Hoge Raad, 25-06-2021, ECLI:NL:HR:2021:1010, 19/05852
Hoge Raad, 25-06-2021, ECLI:NL:HR:2021:1010, 19/05852
Gegevens
- Instantie
- Hoge Raad
- Datum uitspraak
- 25 juni 2021
- Datum publicatie
- 25 juni 2021
- ECLI
- ECLI:NL:HR:2021:1010
- Formele relaties
- In cassatie op : ECLI:NL:GHDHA:2019:3319, Bekrachtiging/bevestiging
- Zaaknummer
- 19/05852
Inhoudsindicatie
HR: 81.1 RO.
Uitspraak
HOGE RAAD DER NEDERLANDEN
BELASTINGKAMER
Nummer 19/05852
Datum 25 juni 2021
ARREST
in de zaak van
[X] HOLDING B.V. te [Z] (hierna: belanghebbende)
tegen
de STAATSSECRETARIS VAN FINANCIËN
op het beroep in cassatie tegen de uitspraak van het Gerechtshof Den Haag van 27 november 2019, nrs. BK-18/00919 en BK-18/00933, op het hoger beroep van belanghebbende en het hoger beroep van de Inspecteur tegen een uitspraak van de Rechtbank Den Haag (nr. SGR 17/3821) betreffende een ten aanzien van belanghebbende gegeven informatiebeschikking.
1 Geding in cassatie
Belanghebbende, vertegenwoordigd door F.H.H. Sijbers, heeft tegen de uitspraak van het Hof beroep in cassatie ingesteld en daarbij een aantal middelen voorgesteld.
De Staatssecretaris, vertegenwoordigd door [P], heeft een verweerschrift ingediend.
Namens belanghebbende is de zaak schriftelijk toegelicht door Sijbers voornoemd, advocaat te Den Haag.
2 Beoordeling van de middelen
De Hoge Raad heeft de middelen over de uitspraak van het Hof beoordeeld.
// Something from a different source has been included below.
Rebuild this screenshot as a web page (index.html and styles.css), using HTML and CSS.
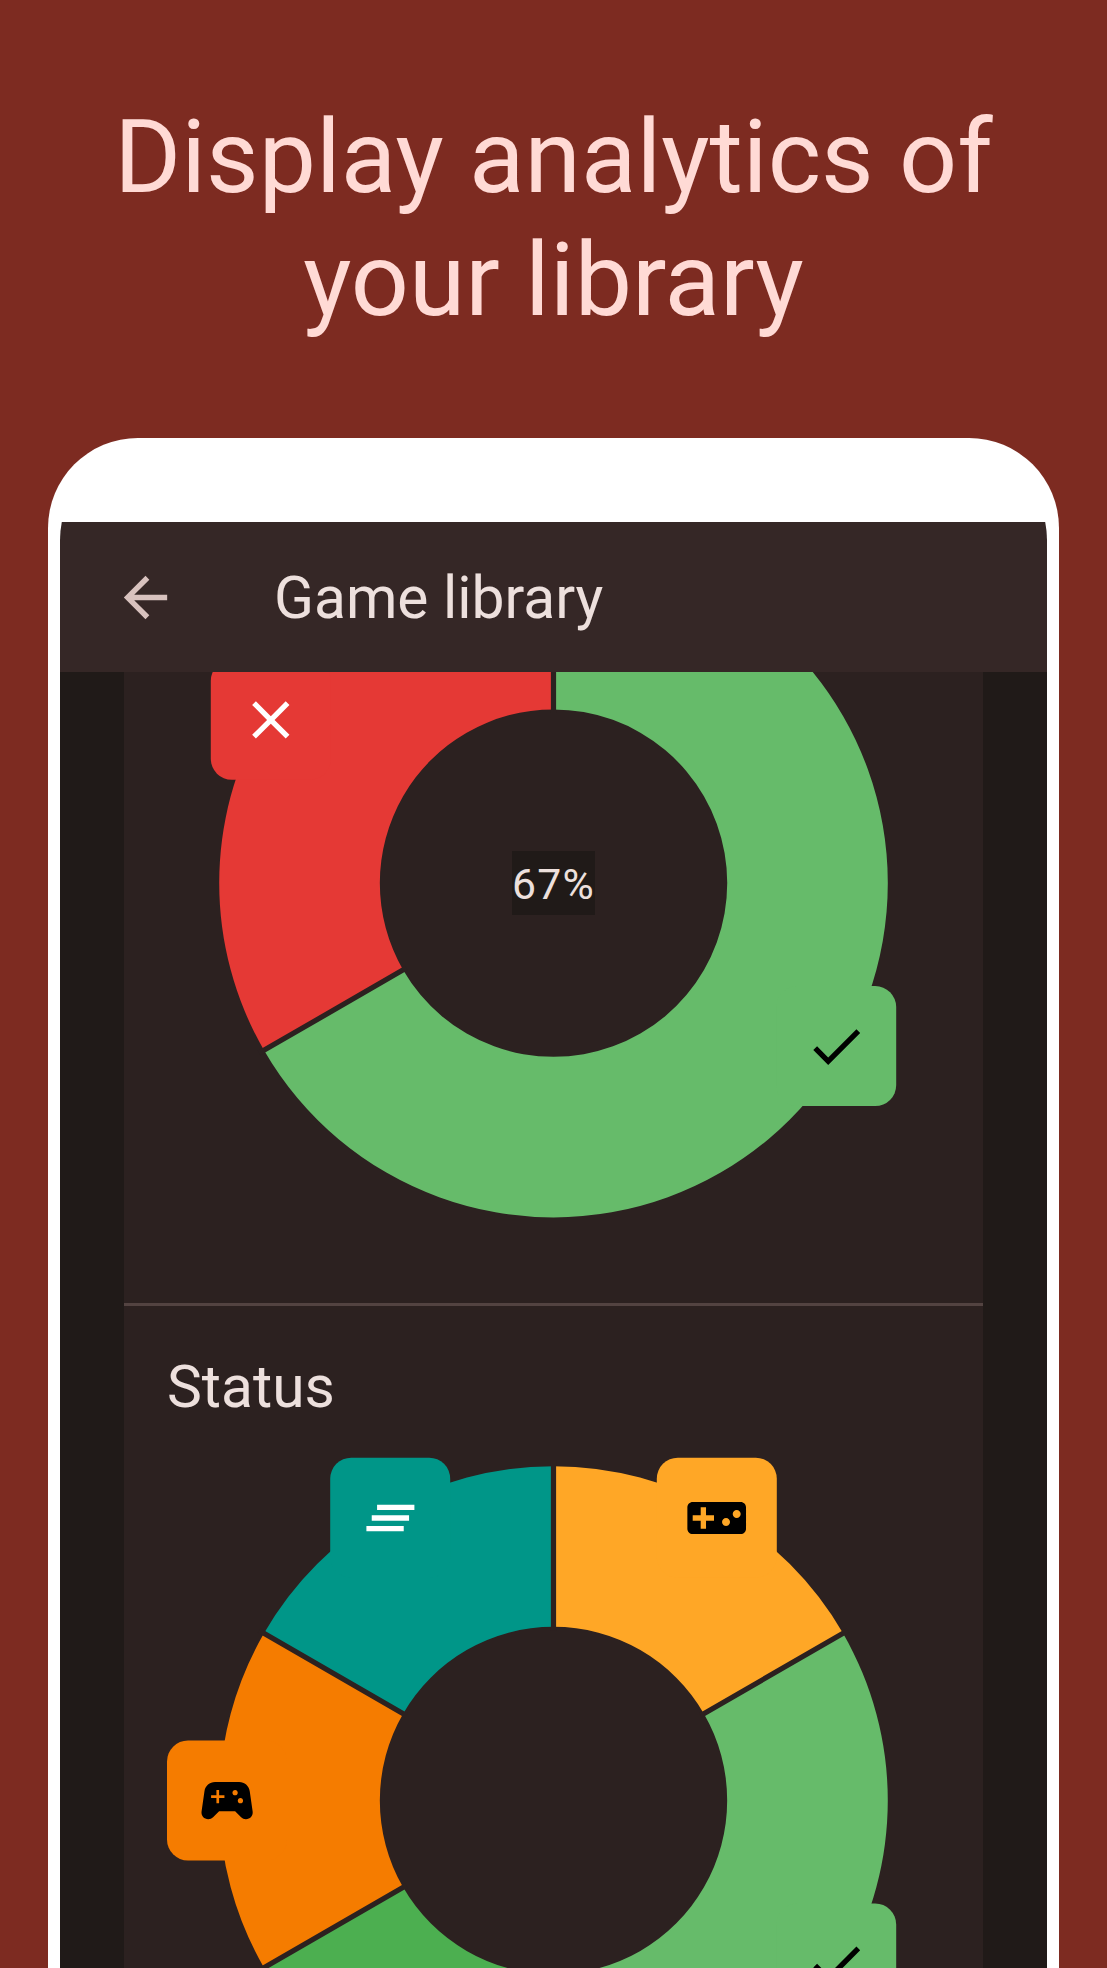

De uitkomst hiervan is dat deze middelen niet kunnen leiden tot vernietiging van die uitspraak. De Hoge Raad hoeft niet te motiveren waarom hij tot dit oordeel is gekomen. Bij de beoordeling van deze middelen is het namelijk niet nodig om antwoord te geven op vragen die van belang zijn voor de eenheid of de ontwikkeling van het recht (zie artikel 81, lid 1, van de Wet op de rechterlijke organisatie).
3 Proceskosten
De Hoge Raad ziet geen aanleiding voor een veroordeling in de proceskosten.